Method #5: Ask Questions
One of the trickiest things about being in recovery is learning how to control your self-talk – the things you say to yourself in your thoughts. We all have an inner critic, and in times of weakness, we’re very susceptible to that critic’s voice.
If you want to fight back against the desire to give into cravings, try asking yourself a question about it. You might really want a drink or a pill, but if you frame your question the right way you can put that decision in perspective. For example:
- Do I really want to wake up hung over and angry at myself?
- Do I want to break the promises I made to myself?
- Is it worth trading the progress I’ve made for one night of drinking?
Pick a question that resonates with you and have it on hand so you can ask it if you need to.
Method #6: Create a Response to the Trigger
It’s very common for people who quit smoking to suck on hard candy or chew gum to give them something to do with their mouths. You can use the same technique to overcome triggers associated with addiction.
Do you feel a craving to use drugs because you’re lonely or sad?

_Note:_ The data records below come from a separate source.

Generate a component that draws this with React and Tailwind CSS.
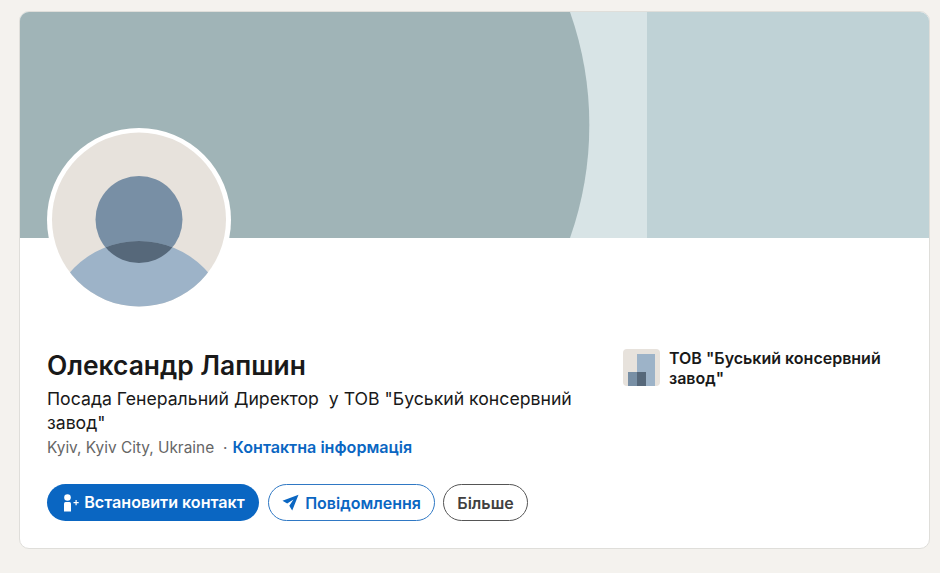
export default function App() {
  const font = { fontFamily: 'Inter, "Liberation Sans", sans-serif' };
  return (
    <div style={font} className="w-[940px] h-[573px] bg-[#f4f2ee] pt-[11px] pl-[19px] overflow-hidden">
      <div className="w-[911px] h-[538px] bg-white rounded-[10px] border border-[#dfdeda] overflow-hidden">
        <svg width="909" height="226" viewBox="20 12 909 226" className="block">
          <rect x="19" y="12" width="911" height="226" fill="#bfd2d6" />
          <rect x="19" y="12" width="628" height="226" fill="#d8e4e6" />
          <path d="M19 12 H570 A340 340 0 0 1 570 238 H19 Z" fill="#a0b4b7" />
        </svg>
        <div className="pl-[27px] -mt-[110px] relative">
          <svg width="184" height="184" viewBox="47 128 184 184" className="block">
            <defs>
              <clipPath id="disc"><circle cx="139" cy="219.5" r="87" /></clipPath>
              <clipPath id="body"><circle cx="139" cy="333" r="92" /></clipPath>
            </defs>
            <circle cx="139" cy="220" r="92" fill="#ffffff" />
            <circle cx="139" cy="219.5" r="87" fill="#e7e2dc" />
            <g clipPath="url(#disc)">
              <circle cx="139" cy="219.5" r="43.5" fill="#788fa5" />
              <circle cx="139" cy="333" r="92" fill="#9db3c8" />
              <circle cx="139" cy="219.5" r="43.5" fill="#56687a" clipPath="url(#body)" />
            </g>
          </svg>
        </div>
        <div className="flex pl-[27px] pt-[35px]">
          <div className="w-[576px] shrink-0">
            <h1 className="text-[26.4px] leading-[36px] font-semibold text-[#191919]">Олександр Лапшин</h1>
            <p className="mt-[4px] w-[540px] text-[17.67px] leading-[24px] text-[#191919] whitespace-pre-wrap">{'Посада Генеральний Директор  у ТОВ "Буський консервний завод"'}</p>
            <p className="text-[15.4px] leading-[24px] text-[#666666]">
              Kyiv, Kyiv City, Ukraine
              <span className="ml-[9px] mr-[5px]">·</span>
              <span className="text-[16.1px] font-semibold text-[#0a66c2]">Контактна інформація</span>
            </p>
            <div className="flex gap-[9px] mt-[24px]">
              <button className="h-[37px] w-[212px] pl-[2px] rounded-full bg-[#0a66c2] text-white text-[16.1px] font-semibold flex items-center justify-center gap-[5px]">
                <svg width="16" height="18" viewBox="0 0 16 18" fill="#ffffff">
                  <circle cx="4.5" cy="3.5" r="3.3" />
                  <path d="M1 9.5 Q1 8 2.5 8 H6.5 Q8 8 8 9.5 V17.5 H1 Z" />
                  <path d="M10.5 8 H12.5 V6 H13.7 V8 H15.7 V9.2 H13.7 V11.2 H12.5 V9.2 H10.5 Z" />
                </svg>
                Встановити контакт
              </button>
              <button className="h-[37px] w-[167px] rounded-full bg-white border-[1.5px] border-[#2f78c4] text-[#0a66c2] text-[16px] font-semibold flex items-center justify-center gap-[6px]">
                <svg width="17" height="17" viewBox="0 0 17 17" fill="#0a66c2">
                  <path d="M16.5 0.8 L0.5 6.8 L5.2 9.6 L11.5 5.4 L7.3 11.8 L10.2 16.6 Z" />
                </svg>
                Повідомлення
              </button>
              <button className="h-[37px] w-[85px] -ml-px rounded-full bg-white border-[1.5px] border-[#555555] text-[#404040] text-[16px] font-semibold flex items-center justify-center">
                Більше
              </button>
            </div>
          </div>
          <div className="flex items-start gap-[9px] pt-[2px]">
            <svg width="37" height="37" viewBox="0 0 37 37" className="shrink-0">
              <rect width="37" height="37" rx="4" fill="#e7e2dc" />
              <rect x="14" y="5" width="18" height="32" fill="#9db3c8" />
              <rect x="5" y="23" width="18" height="14" fill="#788fa5" />
              <rect x="14" y="23" width="9" height="14" fill="#56687a" />
            </svg>
            <div className="-mt-[1px] w-[230px] text-[16px] leading-[20px] font-semibold text-[#191919]">ТОВ "Буський консервний завод"</div>
          </div>
        </div>
      </div>
    </div>
  );
}
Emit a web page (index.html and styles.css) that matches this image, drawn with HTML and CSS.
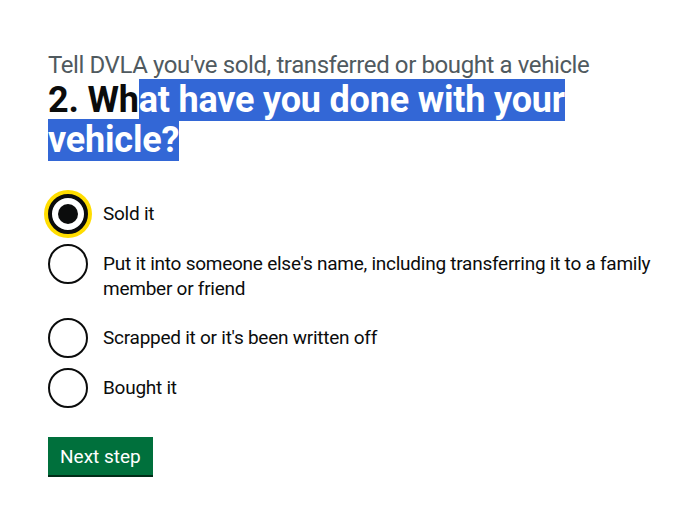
FILE: index.html
```html
<!DOCTYPE html>
<html lang="en">
<head>
    <meta charset="UTF-8">
    <title>What have you done with your vehicle? - Tell DVLA</title>
    <link rel="stylesheet" href="styles.css">
</head>
<body>
    <main class="main-wrapper">
        <form class="question-form">
            <fieldset class="fieldset">
                <legend class="legend">
                    <span class="caption">Tell DVLA you've sold, transferred or bought a vehicle</span>
                    <h1 class="heading">2. Wh<span class="selected">at have you done with your vehicle?</span></h1>
                </legend>
                <div class="radios">
                    <div class="radio-item">
                        <input class="radio-input is-focused" id="sold" name="action" type="radio" value="sold" checked>
                        <label class="radio-label" for="sold">Sold it</label>
                    </div>
                    <div class="radio-item">
                        <input class="radio-input" id="transferred" name="action" type="radio" value="transferred">
                        <label class="radio-label" for="transferred">Put it into someone else's name, including transferring it to a family member or friend</label>
                    </div>
                    <div class="radio-item">
                        <input class="radio-input" id="scrapped" name="action" type="radio" value="scrapped">
                        <label class="radio-label" for="scrapped">Scrapped it or it's been written off</label>
                    </div>
                    <div class="radio-item">
                        <input class="radio-input" id="bought" name="action" type="radio" value="bought">
                        <label class="radio-label" for="bought">Bought it</label>
                    </div>
                </div>
            </fieldset>
            <button class="button" type="submit">Next step</button>
        </form>
    </main>
</body>
</html>
```

FILE: styles.css
```css
body {
    margin: 0;
    font-family: Roboto, "Noto Sans", Arial, sans-serif;
    color: #0b0c0c;
    background: #fff;
}

.main-wrapper {
    padding: 50px 30px 40px 48px;
}

.fieldset {
    margin: 0;
    padding: 0;
    border: 0;
}

.legend {
    padding: 0;
    margin-bottom: 34px;
}

.caption {
    display: block;
    font-size: 24px;
    line-height: 30px;
    color: #505a5f;
    letter-spacing: -0.4px;
}

.heading {
    margin: 0;
    font-size: 36px;
    line-height: 40px;
    font-weight: 700;
    letter-spacing: -0.2px;
}

.selected {
    background: #3367d6;
    color: #fff;
}

.radio-item {
    position: relative;
    display: flex;
    min-height: 40px;
    margin-bottom: 10px;
    padding-left: 40px;
}

.radio-input {
    position: absolute;
    top: 0;
    left: 0;
    width: 40px;
    height: 40px;
    margin: 0;
    appearance: none;
    border: 2px solid #0b0c0c;
    border-radius: 50%;
    background: #fff;
    box-sizing: border-box;
}

.radio-input:checked::before {
    content: "";
    position: absolute;
    top: 8px;
    left: 8px;
    width: 20px;
    height: 20px;
    border-radius: 50%;
    background: #0b0c0c;
}

.radio-input.is-focused {
    border-width: 4px;
    box-shadow: 0 0 0 4px #ffdd00;
}

.radio-input.is-focused:checked::before {
    top: 6px;
    left: 6px;
}

.radio-label {
    padding: 7px 15px;
    font-size: 19px;
    line-height: 25px;
    letter-spacing: -0.25px;
}

.button {
    margin-top: 19px;
    padding: 8px 12px 7px;
    font-family: inherit;
    font-size: 19px;
    line-height: 23px;
    color: #fff;
    background: #00703c;
    border: 0;
    border-radius: 0;
    box-shadow: 0 2px 0 #002d18;
    cursor: pointer;
}
```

Go see a comedy or watch one on Netflix to lift your spirits.
Do you want a drink because you’re out with friends and you’re used to drinking with them? Try getting up and dancing or playing darts instead.
Are you bored? Call a friend, go out for a walk, wander through your local bookstore, or take up a new hobby to fill the time.
You get the idea. If you know that certain things trigger you, you can train yourself to respond with an alternative to relapsing. Over time, you’ll get used to these new activities, and they’ll be second nature to you.
It’s not possible to avoid everything that might trigger you or make you crave drugs or alcohol, but that doesn’t mean you have to resign yourself to a relapse. The six methods described here can help you learn to cope with them and develop healthy alternatives.